Cagle pointed to a recent U.S. Senate investigation, and a federal lawsuit filed last week filed by an Indian tribe in Texas accusing Abramoff, Reed and others of closing its casino through fraud and racketeering.

The lawsuit says that by not disclosing the fact that his anti-gambling campaign was funded by a rival Louisiana tribe, also with a casino, Reed was able to use Christian organizations as a successful cover.

“It’s not an assault by the liberal media,” Cagle said. “[Reed] was taking Christians and Christian values and has sold and lined his own pockets by it. Ladies and gentlemen, that’s wrong.”

Reed called Cagle’s comments a “cheap shot.” Reed was paid more than $5.3 million from two tribes with casinos to oppose the expansion of gambling elsewhere. The money was often funneled to him through nonprofit corporations.

A Senate report issued last month quoted Indian representatives as saying this was done to protect Reed. On Sunday, Reed denied this was so.

“I would have been happy if they paid me directly. They were the ones who made the decision that I would be paid through nonprofits,” he said.

Paul Kiel at TPMuckraker shines a light:

Remember that Reed worked for two different tribal clients of Abramoffs - the Louisianna Coushatta and the Mississippi Choctaw. In both cases, Reed’s fees were laundered through nonprofits and shell companies.

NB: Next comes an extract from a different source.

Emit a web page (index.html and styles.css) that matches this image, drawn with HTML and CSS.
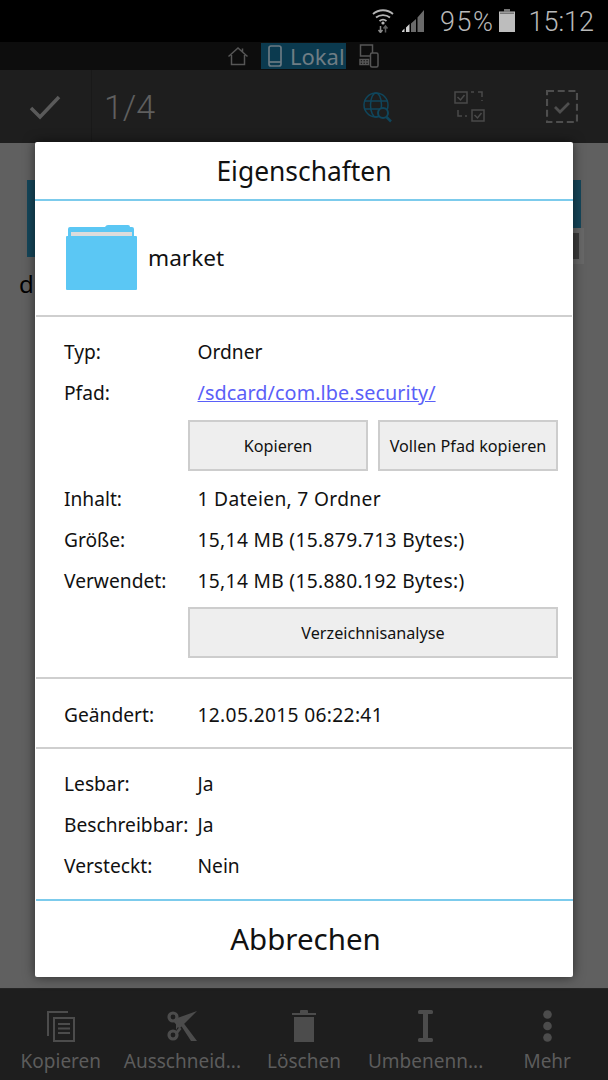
FILE: index.html
```html
<!DOCTYPE html>
<html lang="de">
<head>
<meta charset="utf-8">
<title>Eigenschaften</title>
<link rel="stylesheet" href="styles.css">
</head>
<body>
<div class="screen">
  <header class="status">
    <svg class="ic-wifi" width="22" height="24" viewBox="0 0 22 24"><g fill="none" stroke="#b4b4b4" stroke-width="1.800"><path d="M1 5C6.500 0 15.500 0 21 5"/><path d="M4 8.500c4-3.300 10-3.300 14 0"/><path d="M7.500 12c2-1.500 5-1.500 7 0"/></g><circle cx="11" cy="14" r="1.600" fill="#b4b4b4"/><path d="M8.500 17v6.500M6.500 21l2 2.500 2-2.500" fill="none" stroke="#8a8a8a" stroke-width="1.500"/><path d="M13.500 23.500V17M11.500 19.500l2-2.500 2 2.500" fill="none" stroke="#5e5e5e" stroke-width="1.500"/></svg>
    <svg class="ic-signal" width="22" height="22" viewBox="0 0 22 22"><path d="M0 22h2.500v-3.500L0 21zM4 22h3.500v-8L4 17.500z" fill="#d0d0d0"/><path d="M9 22h5V9l-5 4.500zM15.500 22H22V0l-6.500 7.500z" fill="#6a6a6a"/></svg>
    <span class="pct">95%</span>
    <svg class="ic-batt" width="16" height="23" viewBox="0 0 16 23"><path d="M5 0h6v2.500H5z" fill="#777"/><path d="M0 2.500h16V23H0z" fill="#bdbdbd"/><path d="M1 3.500h14v1.500H1z" fill="#777"/></svg>
    <span class="clock">15:12</span>
  </header>
  <nav class="crumbs">
    <svg width="20" height="20" viewBox="0 0 20 20" fill="none" stroke="#565656" stroke-width="1.500"><path d="M0.500 10.500L10 2l9.500 8.500M3.500 9v9.500h13V9M14.500 2.500V6"/></svg>
    <div class="local">
      <svg width="14" height="22" viewBox="0 0 14 22" fill="none" stroke="#6b7a82" stroke-width="1.700"><rect x="1" y="1" width="12" height="20" rx="2"/><path d="M1 17h12"/></svg>
      <span>Lokal</span>
    </div>
    <svg width="20" height="24" viewBox="0 0 20 24" fill="none" stroke="#565656" stroke-width="1.500"><rect x="1.500" y="1" width="12" height="11"/><rect x="11.500" y="9" width="7.500" height="14" rx="1.500" fill="#0d0d0d"/><path d="M1 15.500h8.500v5H1zM1 18h8.500M3.800 15.500v5M6.600 15.500v5"/></svg>
  </nav>
  <div class="toolbar">
    <div class="check-cell">
      <svg width="32" height="28" viewBox="0 0 32 28" fill="none" stroke="#5a5a5a" stroke-width="3.500"><path d="M2 15l9 9L30 4"/></svg>
    </div>
    <span class="count">1/4</span>
    <div class="tools">
      <svg width="30" height="32" viewBox="0 0 30 32" fill="none" stroke="#10465c" stroke-width="1.500"><circle cx="13" cy="14" r="12"/><ellipse cx="13" cy="14" rx="5.500" ry="12"/><path d="M1 10h24M1 18h17"/><circle cx="20" cy="22" r="5" fill="#1e1e1e" stroke-width="2"/><path d="M23.500 26l4.500 4.500" stroke-width="2.500"/></svg>
      <svg width="31" height="31" viewBox="0 0 31 31" fill="none" stroke="#4a4a4a" stroke-width="1.500"><rect x="1" y="1" width="12" height="11"/><path d="M3.500 6l3 3 4-5M17 1h3M24 1h4v5M28 9v1M4 19v6h4M11 25h2"/><rect x="18" y="19" width="12" height="11"/><path d="M20.500 24l3 3 4-5"/></svg>
      <svg width="32" height="33" viewBox="0 0 32 33" fill="none" stroke="#4e4e4e" stroke-width="2.200"><rect x="1" y="1" width="30" height="31" stroke-dasharray="7 3.700"/><path d="M9 17l5 5 9-9" stroke-width="2.800"/></svg>
    </div>
  </div>
  <main class="content">
    <span class="behind-folder left"></span>
    <span class="behind-folder right"></span>
    <span class="behind-thumb"></span>
    <span class="behind-text">d</span>
  </main>
  <footer class="actions">
    <div class="action">
      <svg width="30" height="32" viewBox="0 0 30 32" fill="none" stroke="#4c4c4c" stroke-width="2"><path d="M22 2H2v24"/><path d="M8 8h20v23H8z"/><path d="M12 14h12M12 18.500h12M12 23h12"/></svg>
      <span>Kopieren</span>
    </div>
    <div class="action">
      <svg width="30" height="32" viewBox="0 0 30 32"><g fill="none" stroke="#4c4c4c" stroke-width="3.200"><circle cx="6" cy="7" r="4"/><circle cx="6" cy="25" r="4"/></g><path d="M9 8.500L30 1 13 18l-2-1 -2 3zM13 14l3.500-1L30 31h-6z" fill="#4c4c4c"/><path d="M8.500 10l5 6-1.500 2-5-6zM8.500 22l4-5 2 2-4 5z" fill="#4c4c4c"/></svg>
      <span>Ausschneid...</span>
    </div>
    <div class="action">
      <svg width="24" height="32" viewBox="0 0 24 32" fill="#4c4c4c"><path d="M0 3h8V1q0-1 1-1h6q1 0 1 1v2h8v2H0zM2 7h20v25H2z"/></svg>
      <span>Löschen</span>
    </div>
    <div class="action">
      <svg width="15" height="32" viewBox="0 0 15 32" fill="#4c4c4c"><path d="M1.500 0h12Q15 0 15 1.500v1Q15 4 13.500 4H10v24h3.500q1.500 0 1.500 1.500v1q0 1.500-1.500 1.500h-12Q0 32 0 30.500v-1Q0 28 1.500 28H5V4H1.500Q0 4 0 2.500v-1Q0 0 1.500 0z"/></svg>
      <span>Umbenenn...</span>
    </div>
    <div class="action">
      <svg width="9" height="32" viewBox="0 0 9 32" fill="#4c4c4c"><circle cx="4.500" cy="4.500" r="4.300"/><circle cx="4.500" cy="16" r="4.300"/><circle cx="4.500" cy="27.500" r="4.300"/></svg>
      <span>Mehr</span>
    </div>
  </footer>

  <section class="dialog">
    <h1 class="title">Eigenschaften</h1>
    <div class="head">
      <svg class="folder" width="71" height="65" viewBox="0 0 71 65"><path d="M2 13V4q0-2 2-2h35q1-2 3-2h20q2 0 2 2h2q2 0 2 2v9z" fill="#5bc7f4"/><path d="M5 7h61v5H5z" fill="#dcdcdc"/><path d="M1 11h69q1 0 1 1v52q0 1-1 1H1q-1 0-1-1V12q0-1 1-1z" fill="#5bc7f4"/></svg>
      <span>market</span>
    </div>
    <div class="block info">
      <div class="row"><span class="k">Typ:</span><span>Ordner</span></div>
      <div class="row"><span class="k">Pfad:</span><a class="link" href="#">/sdcard/com.lbe.security/</a></div>
      <div class="btns">
        <button class="btn">Kopieren</button>
        <button class="btn">Vollen Pfad kopieren</button>
      </div>
      <div class="row"><span class="k">Inhalt:</span><span class="num">1 Dateien, 7 Ordner</span></div>
      <div class="row"><span class="k">Größe:</span><span class="num">15,14 MB (15.879.713 Bytes:)</span></div>
      <div class="row"><span class="k">Verwendet:</span><span class="num">15,14 MB (15.880.192 Bytes:)</span></div>
      <div class="btns btns-last">
        <button class="btn">Verzeichnisanalyse</button>
      </div>
    </div>
    <div class="block changed">
      <div class="row"><span class="k">Geändert:</span><span class="num">12.05.2015 06:22:41</span></div>
    </div>
    <div class="block perms">
      <div class="row"><span class="k">Lesbar:</span><span>Ja</span></div>
      <div class="row"><span class="k">Beschreibbar:</span><span>Ja</span></div>
      <div class="row"><span class="k">Versteckt:</span><span>Nein</span></div>
    </div>
    <div class="cancel">Abbrechen</div>
  </section>
</div>
</body>
</html>
```

FILE: styles.css
```css
* { box-sizing: border-box; }
html, body { margin: 0; padding: 0; }
body { width: 608px; height: 1080px; overflow: hidden; font-family: "Noto Sans", "Open Sans", sans-serif; background: #000; }
.screen { position: relative; width: 608px; height: 1080px; display: flex; flex-direction: column; }

.status { height: 42px; background: #000; display: flex; align-items: center; justify-content: flex-end; padding: 2px 14px 0 0; color: #b9b9b9; font-family: Roboto, sans-serif; font-weight: 300; font-size: 27px; }
.status svg { margin-top: -3px; }
.ic-wifi { margin-right: 8px; }
.ic-signal { margin-right: 16px; }
.pct { margin-right: 5px; letter-spacing: 1.5px; }
.ic-batt { margin-right: 13px; }

.crumbs { height: 28px; background: #0d0d0d; display: flex; align-items: center; justify-content: center; gap: 13px; padding-right: 1px; }
.local { height: 26px; width: 85px; background: #0b3a4f; display: flex; align-items: center; gap: 8px; padding-left: 7px; color: #6f7d84; font-size: 22px; }

.toolbar { height: 73px; background: #1e1e1e; display: flex; align-items: center; }
.check-cell { width: 92px; height: 73px; border-right: 1px solid #191919; display: flex; align-items: center; padding-left: 29px; }
.count { margin-left: 12px; color: #5f5f5f; font-family: Roboto, sans-serif; font-weight: 300; font-size: 34px; }
.tools { margin-left: auto; display: flex; align-items: center; gap: 61px; padding-right: 30px; }

.content { position: relative; flex: 1; background: #606060; overflow: hidden; }
.behind-folder { position: absolute; top: 37px; width: 40px; background: #15465a; }
.behind-folder::before { content: ""; position: absolute; top: -12px; width: 30px; height: 12px; background: #15465a; }
.behind-folder.left { left: 27px; height: 77px; }
.behind-folder.left::before { right: 0; }
.behind-folder.right { right: 27px; height: 48px; }
.behind-folder.right::before { left: 0; }
.behind-thumb { position: absolute; left: 560px; top: 85px; width: 24px; height: 36px; background: #3c3c3c; border: 5px solid #686868; }
.behind-text { position: absolute; left: 19px; top: 124px; font-size: 24px; color: #000; line-height: 34px; }

.actions { height: 92px; background: #1e1e1e; display: grid; grid-template-columns: repeat(5, 1fr); padding-top: 21px; border-top: 1px solid #252525; }
.action { display: flex; flex-direction: column; align-items: center; gap: 6px; color: #5c5c5c; font-size: 19px; white-space: nowrap; }

.dialog { position: absolute; left: 35px; top: 142px; width: 538px; height: 835px; background: #fff; border-radius: 2px; color: #111; font-size: 19.2px; box-shadow: 0 0 12px rgba(0,0,0,.55); display: flex; flex-direction: column; }
.title { margin: 0; height: 59px; display: flex; align-items: center; justify-content: center; border-bottom: 2px solid #7ccbec; font-size: 26.400px; font-weight: 400; }
.head { height: 116px; margin: 0 1px; display: flex; align-items: center; gap: 11px; padding: 0 0 2px 30px; border-bottom: 2px solid #cfcfcf; font-size: 22.600px; }
.block { margin: 0 1px; padding: 0 14px 0 28px; border-bottom: 2px solid #cfcfcf; }
.row { height: 41px; display: flex; align-items: center; }
.k { width: 133.500px; flex: none; }
.num { letter-spacing: .33px; }
.link { color: #5a60f8; text-decoration: underline; font-size: 19.800px; letter-spacing: .08px; }
.btns { display: flex; gap: 10px; margin: 7px 0 7px 124px; }
.btns-last { margin-top: 6px; }
.btn { flex: 1; height: 51px; background: #eee; border: 2px solid #cdcdcd; font: inherit; font-size: 16.200px; color: #111; padding: 0; }
.info { padding-top: 14px; height: 362px; }
.changed { height: 70px; display: flex; align-items: center; padding-top: 3px; }
.perms { height: 152px; padding-top: 14px; border-bottom: 2px solid #7ccbec; margin: 0 0 0 1px; padding-left: 28px; }
.cancel { flex: 1; display: flex; align-items: center; justify-content: center; font-size: 29.500px; padding: 0 0 2px 3px; }
```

Did both of those tribes come up with this scheme independently?

And what about another client of Abramoff’s, eLottery, Inc.? In 2000, Abramoff hired Reed to kill anti-gambling legislation moving forward in the House. The eLottery, Inc. money was funneled through Grover Norquist’s Americans for Tax Reform, then to a sham organization called the Faith and Family Alliance, and then on to Reed’s firm. Robin Vanderwall, the man who ran the Faith and Family Alliance, has since admitted that he was “operating as a shell” - the organization had no other purpose than to pass on payments to Reed’s company.

Was that eLottery’s idea? Abramoff’s other Christian rabble-rouser on the gambling bill, Rev. Louis Sheldon, was paid directly by eLottery.